O evangelho das bem-aventuranças


Já se disse, com maior ou menor razão, que o Sermão da Montanha (ou o conjunto de discursos assim denominado) constitui um resumo da espiritualidade evangélica. E talvez possamos considerar o discurso mais conhecido mais bem sucedido de Jesus, as bem-aventuranças como uma síntese do sermão da montanha e dos valores espirituais que Cristo nos ensinou. E mais ainda: o próprio Cristo é uma encarnação das bem-aventuranças, que, vividas e anunciadas por ele, transformam-se nos valores espirituais de um reino que é constituído em primeiro lugar pelo próprio jesus.

As bem-aventuranças representam “a grande profecia do evangelho”, precisamente porque propõe um ideal que é inalcançável plenamente aqui  na terra mas no qual, ao mesmo tempo, podemos ir avançando e crescendo.
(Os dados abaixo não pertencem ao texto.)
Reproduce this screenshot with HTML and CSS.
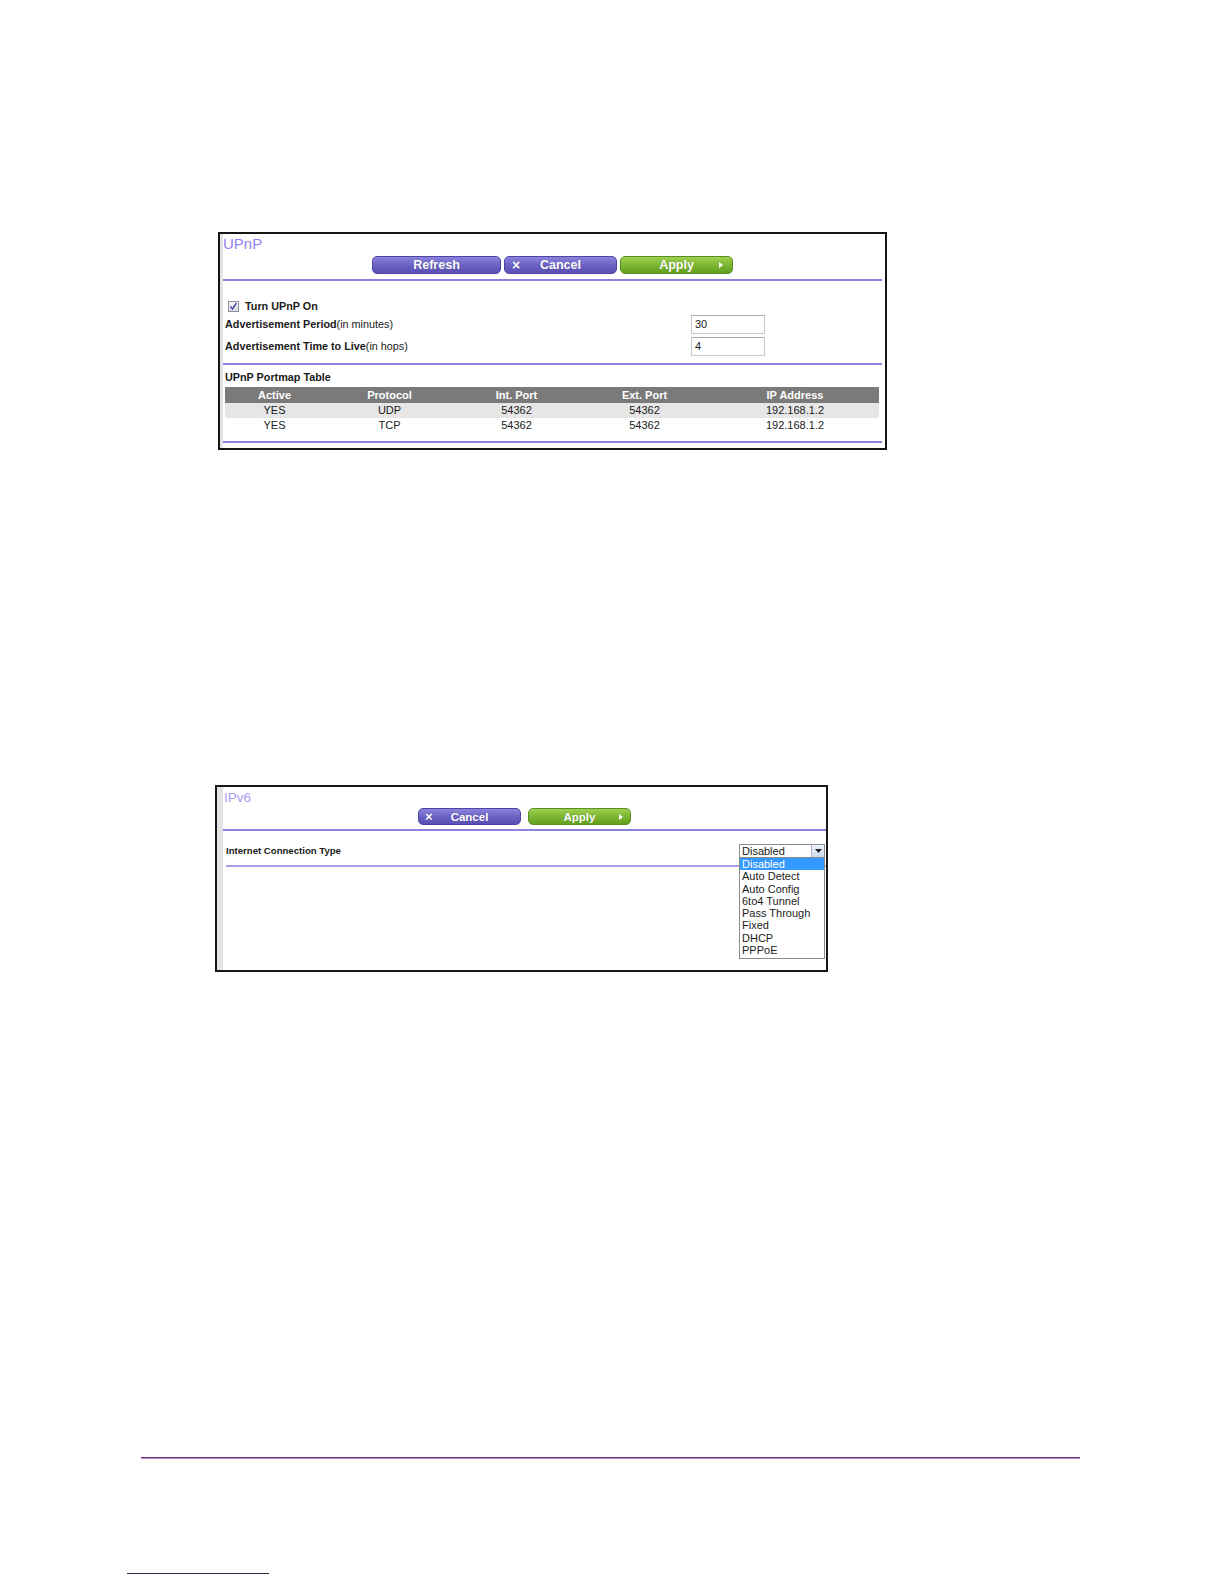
FILE: index.html
```html
<!DOCTYPE html>
<html>
<head>
<meta charset="utf-8">
<link rel="stylesheet" href="styles.css">
</head>
<body>
<div class="page">
  <div class="panel upnp">
    <div class="panel-inner">
      <div class="title">UPnP</div>
      <div class="btns">
        <span class="btn purple w-refresh">Refresh</span>
        <span class="btn purple w-cancel"><span class="x">×</span>Cancel</span>
        <span class="btn green w-apply">Apply<span class="arr"></span></span>
      </div>
      <div class="rule"></div>
      <div class="form">
        <div class="row check-row">
          <span class="cb"><svg width="11" height="11" viewBox="0 0 11 11"><path d="M2.5 5.5 L4.5 8 L8.5 2" fill="none" stroke="#4a4aa8" stroke-width="1.4"/></svg></span>
          <span class="b">Turn UPnP On</span>
        </div>
        <div class="row field-row">
          <span class="lbl"><span class="b">Advertisement Period</span>(in minutes)</span>
          <span class="inp">30</span>
        </div>
        <div class="row field-row">
          <span class="lbl"><span class="b">Advertisement Time to Live</span>(in hops)</span>
          <span class="inp">4</span>
        </div>
      </div>
      <div class="rule r2"></div>
      <div class="tbl-title b">UPnP Portmap Table</div>
      <table class="tbl">
        <thead>
          <tr><th class="c1">Active</th><th class="c2">Protocol</th><th class="c3">Int. Port</th><th class="c4">Ext. Port</th><th class="c5">IP Address</th></tr>
        </thead>
        <tbody>
          <tr class="odd"><td>YES</td><td>UDP</td><td>54362</td><td>54362</td><td>192.168.1.2</td></tr>
          <tr><td>YES</td><td>TCP</td><td>54362</td><td>54362</td><td>192.168.1.2</td></tr>
        </tbody>
      </table>
      <div class="rule r3"></div>
    </div>
  </div>

  <div class="panel ipv6">
    <div class="panel-inner">
      <div class="title t2">IPv6</div>
      <div class="btns b2">
        <span class="btn purple small"><span class="x">×</span>Cancel</span>
        <span class="btn green small">Apply<span class="arr"></span></span>
      </div>
      <div class="rule"></div>
      <div class="conn-row">
        <span class="b conn-lbl">Internet Connection Type</span>
        <div class="sel-wrap">
          <div class="sel"><span>Disabled</span><span class="sel-btn"><svg width="7" height="4" viewBox="0 0 7 4"><path d="M0 0 H7 L3.5 4 Z" fill="#222"/></svg></span></div>
          <ul class="menu">
            <li class="on">Disabled</li>
            <li>Auto Detect</li>
            <li>Auto Config</li>
            <li>6to4 Tunnel</li>
            <li>Pass Through</li>
            <li>Fixed</li>
            <li>DHCP</li>
            <li>PPPoE</li>
          </ul>
        </div>
      </div>
      <div class="rule r4"></div>
    </div>
  </div>

  <div class="footer-line"></div>
  <div class="short-line"></div>
</div>
</body>
</html>
```

FILE: styles.css
```css
html, body {
  margin: 0;
  padding: 0;
  background: #fff;
}
body {
  font-family: "Liberation Sans", Arial, sans-serif;
  color: #1a1a1a;
}
.page {
  padding-top: 232px;
  width: 1224px;
  height: 1352px;
}
.b { font-weight: bold; }

.panel {
  border: 2px solid #161616;
  box-sizing: border-box;
  background: #fff;
}
.upnp {
  margin-left: 218px;
  width: 669px;
  height: 218px;
}
.panel-inner {
  border-left: 3px solid #e3e3e3;
  padding-right: 3px;
  height: 100%;
  box-sizing: border-box;
  position: relative;
}
.title {
  color: #9283ee;
  font-size: 15px;
  line-height: 16px;
  padding-top: 2px;
  height: 16px;
}
.btns {
  display: flex;
  justify-content: center;
  gap: 3px;
  margin-top: 4px;
}
.btn {
  position: relative;
  display: flex;
  align-items: center;
  justify-content: center;
  height: 18px;
  border-radius: 5px;
  color: #fff;
  font-weight: bold;
  font-size: 12.5px;
  box-sizing: border-box;
  text-shadow: 0 0 1px rgba(0,0,0,0.25);
}
.purple {
  background: linear-gradient(#8a82dc, #6a60c4 55%, #5a50b4);
  border: 1px solid #4d45a3;
}
.green {
  background: linear-gradient(#9fd04e, #79b431 55%, #62a020);
  border: 1px solid #5a8f24;
}
.w-refresh { width: 129px; }
.w-cancel { width: 113px; }
.w-apply { width: 113px; }
.x {
  position: absolute;
  left: 7px;
  top: 50%;
  transform: translateY(-52%);
  font-size: 14px;
}
.arr {
  position: absolute;
  right: 9px;
  top: 50%;
  margin-top: -3px;
  width: 0;
  height: 0;
  border-left: 4px solid #fff;
  border-top: 3px solid transparent;
  border-bottom: 3px solid transparent;
}
.rule {
  height: 2px;
  background: #8c80e0;
  margin-top: 5px;
}
.form {
  padding-left: 2px;
  padding-top: 18px;
}
.row {
  display: flex;
  align-items: center;
  font-size: 10.8px;
}
.check-row {
  height: 14px;
  padding-left: 3px;
}
.cb {
  width: 11px;
  height: 11px;
  border: 1px solid #8d8d9e;
  background: linear-gradient(#f4f4fa, #dcdce8);
  box-sizing: border-box;
  display: inline-flex;
  margin-right: 6px;
}
.cb svg { margin: -1px; }
.field-row {
  height: 20px;
  margin-top: 1px;
}
.field-row + .field-row { margin-top: 2px; }
.lbl {
  width: 466px;
  flex: none;
}
.inp {
  width: 74px;
  height: 19px;
  box-sizing: border-box;
  border: 1px solid #c8c8c8;
  border-top-color: #a9a9a9;
  padding-left: 3px;
  line-height: 17px;
  font-size: 11px;
}
.r2 { margin-top: 7px; }
.tbl-title {
  font-size: 10.8px;
  line-height: 14px;
  margin-top: 5px;
  padding-left: 2px;
}
.tbl {
  border-collapse: collapse;
  margin-left: 2px;
  margin-top: 3px;
  width: 654px;
  font-size: 11px;
  table-layout: fixed;
}
.tbl th, .tbl td {
  padding: 0;
  text-align: center;
  height: 15px;
  line-height: 15px;
}
.tbl th {
  background: #7a7a7a;
  color: #fff;
  font-weight: bold;
  height: 16px;
}
.tbl .c1 { width: 99px; }
.tbl .c2 { width: 131px; }
.tbl .c3 { width: 123px; }
.tbl .c4 { width: 133px; }
.tbl .c5 { width: 168px; }
.tbl tr.odd td { background: #e6e6e6; }
.r3 { margin-top: 8px; }

/* IPv6 */
.ipv6 {
  margin-top: 335px;
  margin-left: 215px;
  width: 613px;
  height: 187px;
}
.ipv6 .panel-inner {
  border-left-width: 6px;
  padding-right: 0;
}
.t2 {
  font-size: 13.5px;
  color: #a89ef2;
  padding-top: 3px;
  height: 15px;
  line-height: 15px;
  padding-left: 1px;
}
.b2 { gap: 7px; margin-top: 3px; }
.small {
  width: 103px;
  height: 17px;
  font-size: 11.5px;
}
.small .x { left: 6px; font-size: 13px; }
.small .arr { right: 7px; }
.b2 + .rule { margin-top: 4px; }
.conn-row {
  display: flex;
  align-items: flex-start;
  justify-content: space-between;
  padding-left: 3px;
  padding-right: 1px;
  margin-top: 13px;
  height: 15px;
}
.conn-lbl {
  font-size: 9.6px;
  line-height: 14px;
}
.sel-wrap {
  position: relative;
  width: 86px;
}
.sel {
  height: 14px;
  border: 1px solid #8a8a8a;
  box-sizing: border-box;
  display: flex;
  align-items: center;
  justify-content: space-between;
  font-size: 11px;
  padding-left: 2px;
  background: #fff;
}
.sel-btn {
  width: 12px;
  height: 12px;
  background: linear-gradient(#eef3fa, #cdd9ea);
  border-left: 1px solid #a8b4c8;
  display: flex;
  align-items: center;
  justify-content: center;
}
.menu {
  position: absolute;
  top: 14px;
  left: 0;
  width: 86px;
  box-sizing: border-box;
  margin: 0;
  padding: 0 0 2px 0;
  list-style: none;
  border: 1px solid #8a8a8a;
  border-top: none;
  background: #fff;
  font-size: 11px;
  z-index: 2;
}
.menu li {
  height: 12.3px;
  line-height: 12px;
  padding-left: 2px;
  color: #1c1c1c;
  white-space: nowrap;
}
.menu li.on {
  background: #3399ff;
  color: #fff;
}
.r4 {
  margin-top: 6px;
  margin-left: 3px;
  background: #a79ee9;
}

.footer-line {
  margin-top: 485px;
  margin-left: 141px;
  width: 939px;
  height: 2px;
  box-sizing: border-box;
  border-top: 1px solid #7a2f8b;
  border-bottom: 1px solid #b48fbe;
}
.short-line {
  margin-top: 114px;
  margin-left: 127px;
  width: 142px;
  height: 1px;
  background: #2a2a4a;
}
```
É o ideal do “homem novo”, o homem que, revestindo-se do homem  do Evangelho, reveste-se de Cristo.

O caráter profético das bem-aventuranças acarreta a impossibilidade de serem vividas sem a presença especial do Espírito Santo, pois superam o esforça humano. Elas implicam o dom da sabedoria, o dom da fortaleza, e da delicadeza do amor que o Espírito proporciona. Por isso as bem-aventuranças são proféticas e pouco compreendidas. Por um lado, elas são dignas de admiração, inclusive entre os não crentes. Por outro lado, porém, devemos reconhecer que há um certo ceticismo ou incompreensão em relação a elas. Elas podem constituir uma pedra de escândalo e serem ridicularizadas. Entretanto, devemos recordar que as grandes exigências do evangelho são sempre suscetíveis do ridículo: o perdão das ofensas, a não violência, o celibato, a pobreza e as bem-aventuranças são sempre exigências que estão no limite do espírito do evangelho e da compreensão humana.

Mas, diante disso tudo, as bem-aventuranças permanecem como a grande mensagem de Cristo aos seus discípulos. Os próprios evangelistas ressaltam que Jesus falou aos discípulos, isto é, aqueles que de alguma forma iriam ser diferentes dos outros. Ele falou aos cristãos, que vivem o dinamismo da sua transformação em homens novos. Falou também aos discípulos que, por outro lado, desejam a perfeição evangélica e, por outro lado buscam a felicidade, como todo homem. Jesus não opõe o destino humano à perfeição evangélica. Nós estamos tão destinados á felicidade que não podemos encontrar nas exigências de Cristo, inclusive nas bem-aventuranças, certa oposição ao chamado de Deus à felicidade. Cristo fez com que as duas coisas coincidissem, prometendo o destino do evangelho para o tempo presente. As bem-aventuranças não são apenas uma promessa para a outra vida, mas uma promessa e uma luz para a vida atual. Não constituem um consolo. Não tem nada de alienante. São ao mesmo tempo escatológicas e históricas.